• [WHAT THE EXERCISE ASKS]:
Please pull out every line that includes the string "React".

• [RECORDED DATA]:
## start

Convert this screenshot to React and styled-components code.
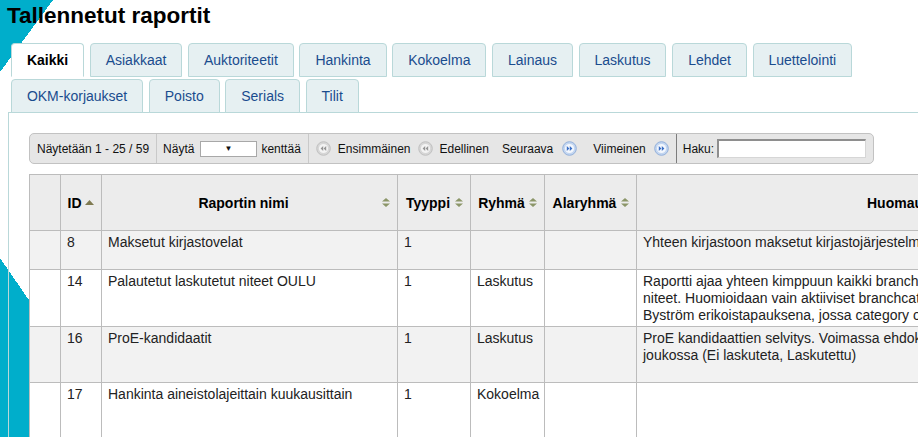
import React from "react";
import styled, { createGlobalStyle } from "styled-components";

const Global = createGlobalStyle`
  html {
    background-color: #fff;
    background-image:
      linear-gradient(to bottom right, #00aecb 50%, transparent 50%),
      linear-gradient(to top right, #00aecb 50%, transparent 50%);
    background-size: 53px 72px, 123px 179px;
    background-position: 0 0, 0 258px;
    background-repeat: no-repeat;
    min-height: 100%;
    overflow: hidden;
  }
  body {
    margin: 0;
    background: transparent;
    font-family: "Liberation Sans", Arial, sans-serif;
    overflow: hidden;
  }
`;

const Page = styled.div`
  width: 1400px;
  padding: 3px 0 0 8px;
`;

const Title = styled.h1`
  margin: 0 0 0 -1px;
  font-size: 22.5px;
  line-height: 26px;
  font-weight: bold;
  color: #000;
`;

const Tabs = styled.div`
  display: flex;
  flex-wrap: wrap;
  column-gap: 5.75px;
  row-gap: 2px;
  width: 860px;
  margin-top: 14px;
  padding-left: 3px;
`;

const Tab = styled.div`
  box-sizing: border-box;
  height: 34px;
  display: flex;
  align-items: center;
  padding: 0 14.9px;
  border: 1px solid #b9d8d9;
  border-bottom-color: ${(p) => (p.$active ? "#fff" : "#b9d8d9")};
  border-radius: 4px 4px 0 0;
  background: ${(p) => (p.$active ? "#fff" : "#e6f0f2")};
  color: ${(p) => (p.$active ? "#000" : "#1a4c8e")};
  font-size: 14px;
  font-weight: ${(p) => (p.$active ? "bold" : "normal")};
  white-space: nowrap;
`;

const Panel = styled.div`
  margin-top: -1px;
  border-top: 1px solid #b9d8d9;
  border-left: 1px solid #b9d8d9;
  padding: 20px 0 0 20px;
  min-height: 400px;
`;

const Toolbar = styled.div`
  display: flex;
  width: fit-content;
  box-sizing: border-box;
  height: 31px;
  border: 1px solid #c2c2c2;
  border-radius: 5px;
  background: #e6e6e6;
  font-size: 12px;
  color: #111;
`;

const Section = styled.div`
  display: flex;
  align-items: center;
  padding: 0 ${(p) => p.$pr ?? 7}px 0 ${(p) => p.$pl ?? 7}px;
  border-right: ${(p) =>
    p.$last ? "none" : `1px solid ${p.$dark ? "#7d7d7d" : "#c9c9c9"}`};
  white-space: nowrap;
`;

const FakeSelect = styled.span`
  box-sizing: border-box;
  width: 57px;
  height: 16px;
  margin: 0 4px 0 6px;
  display: flex;
  align-items: center;
  justify-content: flex-end;
  padding-right: 24px;
  border: 1px solid #a8a8a8;
  background: #fff;
  font-size: 8px;
  color: #111;
`;

const PagerLink = styled.span`
  display: flex;
  align-items: center;
  gap: ${(p) => p.$gap}px;
  margin-left: ${(p) => p.$ml ?? 0}px;
`;

const SearchInput = styled.input`
  box-sizing: border-box;
  width: 149px;
  height: 19px;
  margin: 0 0 0 3px;
  padding: 0 2px;
  border-style: solid;
  border-width: 2px 1px 1px 2px;
  border-color: #8e8e8e #d6d6d6 #d6d6d6 #8e8e8e;
  background: #fff;
  font: 12px "Liberation Sans", Arial, sans-serif;
  outline: none;
`;

const Table = styled.table`
  margin-top: 10px;
  border-collapse: collapse;
  table-layout: fixed;
  width: 1157px;
  font-size: 14px;
  color: #222;
`;

const Col = styled.col`
  width: ${(p) => p.$w}px;
`;

const HeadRow = styled.tr`
  height: 56px;
  background: #ececec;
`;

const Th = styled.th`
  border: 1px solid #bcbcbc;
  padding: 0 7px 0 6px;
  font-weight: bold;
  color: #000;
  vertical-align: middle;
`;

const ThInner = styled.div`
  display: grid;
  grid-template-columns: minmax(0, 1fr) auto;
  align-items: center;
  column-gap: 3px;
`;

const ThLabel = styled.span`
  text-align: center;
  white-space: nowrap;
`;

const Row = styled.tr`
  height: ${(p) => p.$h}px;
  background: ${(p) => (p.$odd ? "#f2f2f2" : "#fff")};
`;

const Td = styled.td`
  border: 1px solid #bcbcbc;
  padding: 3px 6px 2px;
  line-height: 17px;
  vertical-align: top;
`;

const Line = styled.span`
  display: block;
  white-space: nowrap;
`;

const SortIcon = ({ asc }) =>
  asc ? (
    <svg width="9" height="5" viewBox="0 0 9 5">
      <path d="M4.5 0L9 5H0Z" fill="#7f7a51" />
    </svg>
  ) : (
    <svg width="8" height="9" viewBox="0 0 8 9">
      <path d="M4 0L8 3.6H0Z M0 5.4H8L4 9Z" fill="#8c9669" />
    </svg>
  );

const PagerIcon = ({ right, active }) => (
  <svg width="15" height="15" viewBox="0 0 15 15">
    <circle
      cx="7.5"
      cy="7.5"
      r="6.8"
      fill={active ? "#c3d6f0" : "#d6d6d6"}
      stroke={active ? "#93b0db" : "#c0c0c0"}
      strokeWidth="1"
    />
    <circle cx="7.5" cy="7.5" r="4.6" fill={active ? "#f3f7fd" : "#f3f3f3"} />
    <path
      d={
        right
          ? "M4.8 5L7.4 7.5L4.8 10Z M7.8 5L10.4 7.5L7.8 10Z"
          : "M10.2 5L7.6 7.5L10.2 10Z M7.2 5L4.6 7.5L7.2 10Z"
      }
      fill={active ? "#3a6fc6" : "#959595"}
    />
  </svg>
);

const tabsData = [
  "Kaikki",
  "Asiakkaat",
  "Auktoriteetit",
  "Hankinta",
  "Kokoelma",
  "Lainaus",
  "Laskutus",
  "Lehdet",
  "Luettelointi",
  "OKM-korjaukset",
  "Poisto",
  "Serials",
  "Tilit",
];

const columns = [
  { w: 31, label: "", sort: null },
  { w: 41, label: "ID", sort: "asc" },
  { w: 296, label: "Raportin nimi", sort: "both" },
  { w: 73, label: "Tyyppi", sort: "both" },
  { w: 74, label: "Ryhmä", sort: "both" },
  { w: 92, label: "Alaryhmä", sort: "both" },
  { w: 550, label: "Huomautus", sort: "both" },
];

const rows = [
  {
    h: 39,
    id: "8",
    name: "Maksetut kirjastovelat",
    type: "1",
    group: "",
    notes: [
      "Yhteen kirjastoon maksetut kirjastojärjestelmämaksut valitulla aikavälillä.",
    ],
  },
  {
    h: 56,
    id: "14",
    name: "Palautetut laskutetut niteet OULU",
    type: "1",
    group: "Laskutus",
    notes: [
      "Raportti ajaa yhteen kimppuun kaikki branchcategoryyn kuuluvien kirjastojen palautetut",
      "niteet. Huomioidaan vain aktiiviset branchcategoryt. Raportissa on mukana",
      "Byström erikoistapauksena, jossa category on eri.",
    ],
  },
  {
    h: 56,
    id: "16",
    name: "ProE-kandidaatit",
    type: "1",
    group: "Laskutus",
    notes: [
      "ProE kandidaattien selvitys. Voimassa ehdokkaat, jotka ovat tilojen",
      "joukossa (Ei laskuteta, Laskutettu)",
    ],
  },
  {
    h: 70,
    id: "17",
    name: "Hankinta aineistolajeittain kuukausittain",
    type: "1",
    group: "Kokoelma",
    notes: [],
  },
];

export default function App() {
  return (
    <>
      <Global />
      <Page>
        <Title>Tallennetut raportit</Title>
        <Tabs>
          {tabsData.map((t, i) => (
            <Tab key={t} $active={i === 0}>
              {t}
            </Tab>
          ))}
        </Tabs>
        <Panel>
          <Toolbar>
            <Section $pl={7} $pr={7}>
              Näytetään 1 - 25 / 59
            </Section>
            <Section $pl={6} $pr={7}>
              Näytä
              <FakeSelect>▼</FakeSelect>
              kenttää
            </Section>
            <Section $pl={7} $pr={7} $dark>
              <PagerLink $gap={7}>
                <PagerIcon />
                Ensimmäinen
              </PagerLink>
              <PagerLink $gap={7} $ml={7}>
                <PagerIcon />
                Edellinen
              </PagerLink>
              <PagerLink $gap={9} $ml={13}>
                Seuraava
                <PagerIcon right active />
              </PagerLink>
              <PagerLink $gap={8} $ml={16}>
                Viimeinen
                <PagerIcon right active />
              </PagerLink>
            </Section>
            <Section $pl={6} $pr={7} $last>
              Haku:
              <SearchInput type="text" />
            </Section>
          </Toolbar>
          <Table>
            <colgroup>
              {columns.map((c, i) => (
                <Col key={i} $w={c.w} />
              ))}
            </colgroup>
            <thead>
              <HeadRow>
                {columns.map((c, i) => (
                  <Th key={i}>
                    {c.label && (
                      <ThInner>
                        <ThLabel>{c.label}</ThLabel>
                        <SortIcon asc={c.sort === "asc"} />
                      </ThInner>
                    )}
                  </Th>
                ))}
              </HeadRow>
            </thead>
            <tbody>
              {rows.map((r, i) => (
                <Row key={r.id} $h={r.h} $odd={i % 2 === 0}>
                  <Td />
                  <Td>{r.id}</Td>
                  <Td>{r.name}</Td>
                  <Td>{r.type}</Td>
                  <Td>{r.group}</Td>
                  <Td />
                  <Td>
                    {r.notes.map((n, k) => (
                      <Line key={k}>{n}</Line>
                    ))}
                  </Td>
                </Row>
              ))}
            </tbody>
          </Table>
        </Panel>
      </Page>
    </>
  );
}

## end

• [CORRECT ANSWER]:
Convert this screenshot to React and styled-components code.
import React from "react";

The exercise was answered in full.